PEFT-DML: Parameter-Efficient Fine-Tuning Deep Metric Learning for Robust Multi-Modal 3D Object Detection in Autonomous Driving
Abdolazim Rezaei, Mehdi Sookhak
TL;DR
PEFT-DML addresses robust multi-modal 3D object detection for autonomous driving under sensor dropout and modality variability. It unifies LiDAR, radar, camera, IMU, and GNSS into a shared latent space and uses parameter-efficient LoRA adapters with lightweight fusion to enable fine-tuning while keeping backbones frozen. A joint loss comprising detection, metric alignment, and consistency terms drives cross-modal generalization and temporal stability.

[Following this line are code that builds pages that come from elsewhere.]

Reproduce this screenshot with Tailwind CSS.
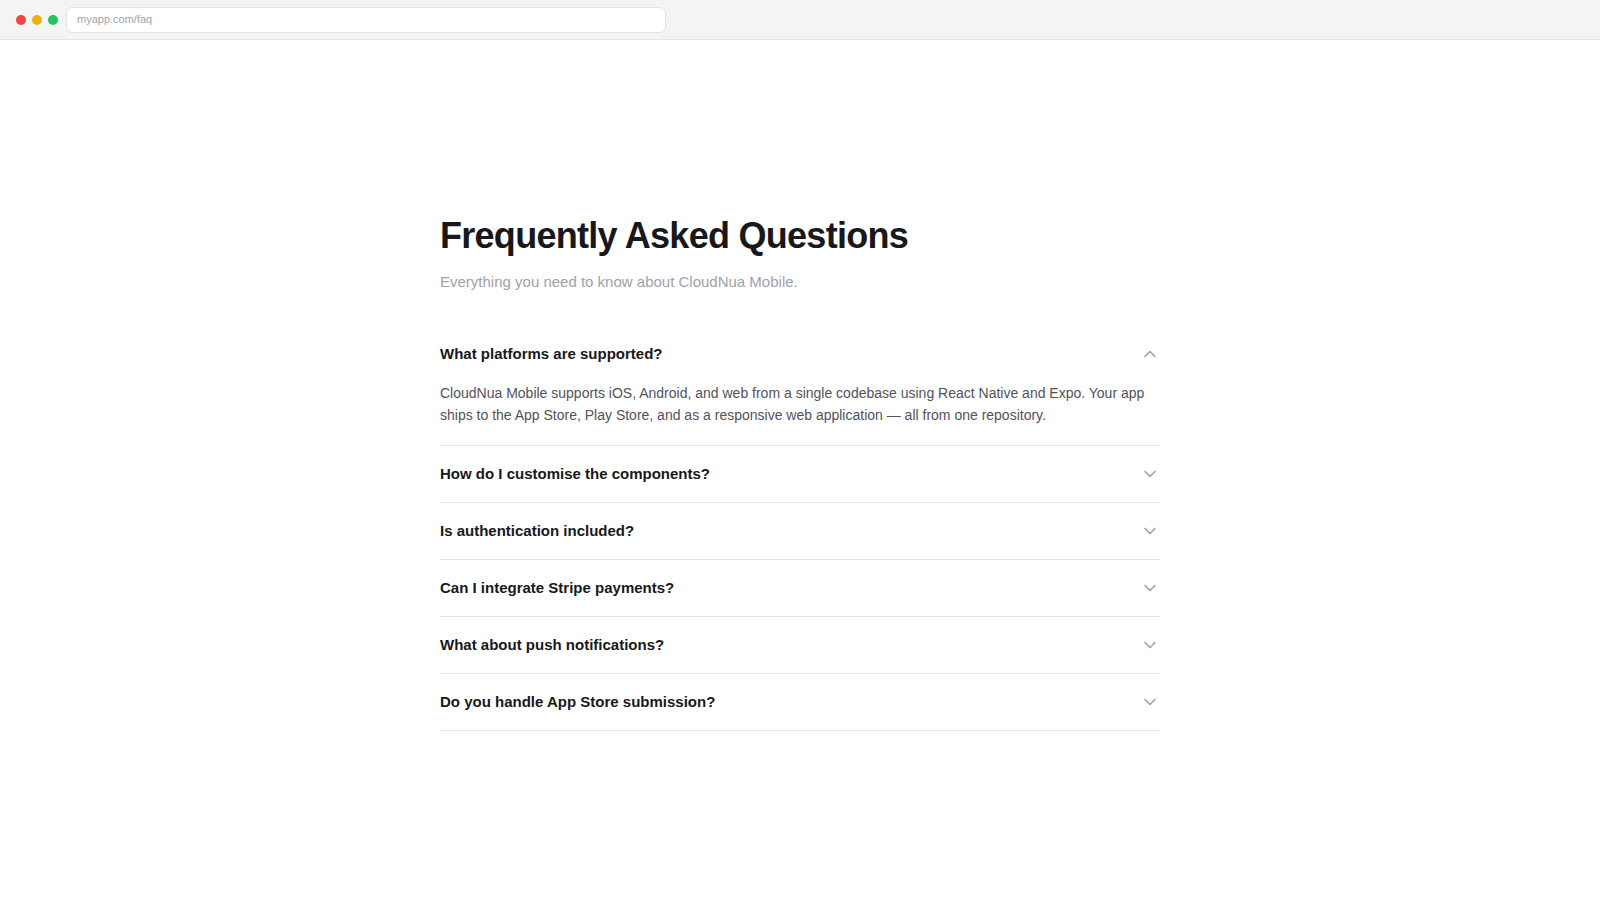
<!DOCTYPE html>
<html lang="en">
<head>
    <meta charset="UTF-8">
    <meta name="viewport" content="width=device-width, initial-scale=1.0">
    <title>Frequently Asked Questions</title>
    <script src="https://cdn.jsdelivr.net/npm/@tailwindcss/browser@4"></script>
</head>
<body class="min-h-screen flex flex-col bg-white text-zinc-900 font-['Liberation_Sans',Arial,sans-serif]">
    <!-- Browser bar -->
    <header class="flex items-center gap-2 h-10 px-4 bg-[#f4f4f5] border-b border-[#e4e4e7]">
        <div class="flex gap-1.5">
            <span class="size-2.5 rounded-full bg-[#ef4444]"></span>
            <span class="size-2.5 rounded-full bg-[#eab308]"></span>
            <span class="size-2.5 rounded-full bg-[#22c55e]"></span>
        </div>
        <input type="text" aria-label="Address" value="myapp.com/faq" class="flex-1 min-w-0 max-w-[600px] h-[26px] px-2.5 pb-0.5 bg-white border border-[#e4e4e7] rounded-md text-[11px] text-[#a1a1aa] focus:outline-none">
    </header>

    <main class="flex-1 flex flex-col justify-center w-full max-w-[768px] mx-auto px-6">
        <h1 class="text-[36px] leading-[54px] font-bold tracking-[-0.02em] text-[#18181b]">Frequently Asked Questions</h1>
        <p class="mt-2 text-[15px] leading-[22px] text-[#a1a1aa]">Everything you need to know about CloudNua Mobile.</p>

        <div class="mt-[33px]">
            <div class="border-b border-[#e4e4e7]">
                <h2>
                    <button type="button" aria-expanded="true" aria-controls="answer-platforms" class="w-full flex items-center justify-between py-[18px] text-left text-[15px] leading-5 font-semibold text-[#18181b] cursor-pointer">
                        What platforms are supported?
                        <svg class="size-5 shrink-0 text-[#a1a1aa]" viewBox="0 0 24 24" fill="none" stroke="currentColor" stroke-width="2" stroke-linecap="round" stroke-linejoin="round" aria-hidden="true"><path d="M18 15l-6-6-6 6"/></svg>
                    </button>
                </h2>
                <p id="answer-platforms" class="pb-[19px] text-sm leading-[22px] text-[#52525b]">CloudNua Mobile supports iOS, Android, and web from a single codebase using React Native and Expo. Your app ships to the App Store, Play Store, and as a responsive web application — all from one repository.</p>
            </div>
            <h2 class="border-b border-[#e4e4e7]">
                <button type="button" aria-expanded="false" class="w-full flex items-center justify-between py-[18px] text-left text-[15px] leading-5 font-semibold text-[#18181b] cursor-pointer">
                    How do I customise the components?
                    <svg class="size-5 shrink-0 text-[#a1a1aa]" viewBox="0 0 24 24" fill="none" stroke="currentColor" stroke-width="2" stroke-linecap="round" stroke-linejoin="round" aria-hidden="true"><path d="M6 9l6 6 6-6"/></svg>
                </button>
            </h2>
            <h2 class="border-b border-[#e4e4e7]">
                <button type="button" aria-expanded="false" class="w-full flex items-center justify-between py-[18px] text-left text-[15px] leading-5 font-semibold text-[#18181b] cursor-pointer">
                    Is authentication included?
                    <svg class="size-5 shrink-0 text-[#a1a1aa]" viewBox="0 0 24 24" fill="none" stroke="currentColor" stroke-width="2" stroke-linecap="round" stroke-linejoin="round" aria-hidden="true"><path d="M6 9l6 6 6-6"/></svg>
                </button>
            </h2>
            <h2 class="border-b border-[#e4e4e7]">
                <button type="button" aria-expanded="false" class="w-full flex items-center justify-between py-[18px] text-left text-[15px] leading-5 font-semibold text-[#18181b] cursor-pointer">
                    Can I integrate Stripe payments?
                    <svg class="size-5 shrink-0 text-[#a1a1aa]" viewBox="0 0 24 24" fill="none" stroke="currentColor" stroke-width="2" stroke-linecap="round" stroke-linejoin="round" aria-hidden="true"><path d="M6 9l6 6 6-6"/></svg>
                </button>
            </h2>
            <h2 class="border-b border-[#e4e4e7]">
                <button type="button" aria-expanded="false" class="w-full flex items-center justify-between py-[18px] text-left text-[15px] leading-5 font-semibold text-[#18181b] cursor-pointer">
                    What about push notifications?
                    <svg class="size-5 shrink-0 text-[#a1a1aa]" viewBox="0 0 24 24" fill="none" stroke="currentColor" stroke-width="2" stroke-linecap="round" stroke-linejoin="round" aria-hidden="true"><path d="M6 9l6 6 6-6"/></svg>
                </button>
            </h2>
            <h2 class="border-b border-[#e4e4e7]">
                <button type="button" aria-expanded="false" class="w-full flex items-center justify-between py-[18px] text-left text-[15px] leading-5 font-semibold text-[#18181b] cursor-pointer">
                    Do you handle App Store submission?
                    <svg class="size-5 shrink-0 text-[#a1a1aa]" viewBox="0 0 24 24" fill="none" stroke="currentColor" stroke-width="2" stroke-linecap="round" stroke-linejoin="round" aria-hidden="true"><path d="M6 9l6 6 6-6"/></svg>
                </button>
            </h2>
        </div>
    </main>
</body>
</html>
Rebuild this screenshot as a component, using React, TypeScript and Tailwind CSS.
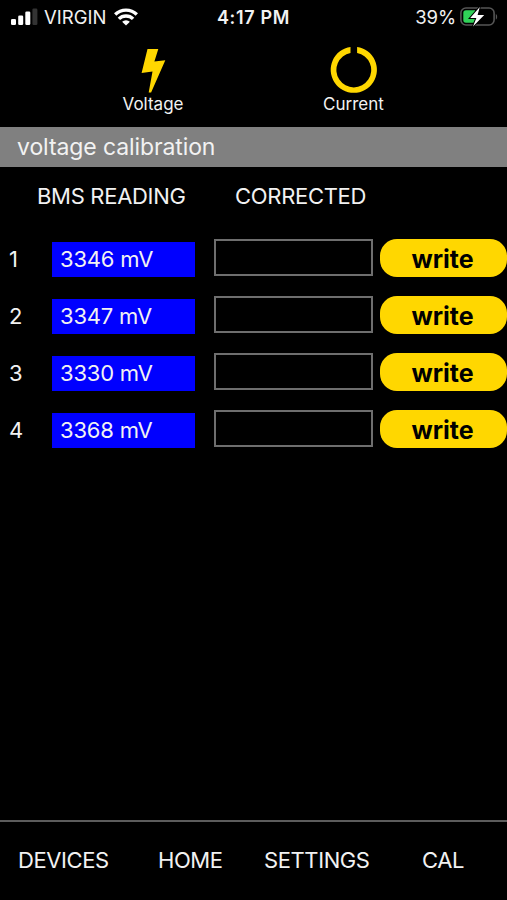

On nuScenes, it achieves state-of-the-art performance (mAP 62.2, NDS 71.7) while updating under 10% of parameters, demonstrating strong robustness to weather and sensor dropout and practical efficiency improvements.
Abstract
This study introduces PEFT-DML, a parameter-efficient deep metric learning framework for robust multi-modal 3D object detection in autonomous driving. Unlike conventional models that assume fixed sensor availability, PEFT-DML maps diverse modalities (LiDAR, radar, camera, IMU, GNSS) into a shared latent space, enabling reliable detection even under sensor dropout or unseen modality class combinations. By integrating Low-Rank Adaptation (LoRA) and adapter layers, PEFT-DML achieves significant training efficiency while enhancing robustness to fast motion, weather variability, and domain shifts. Experiments on benchmarks nuScenes demonstrate superior accuracy.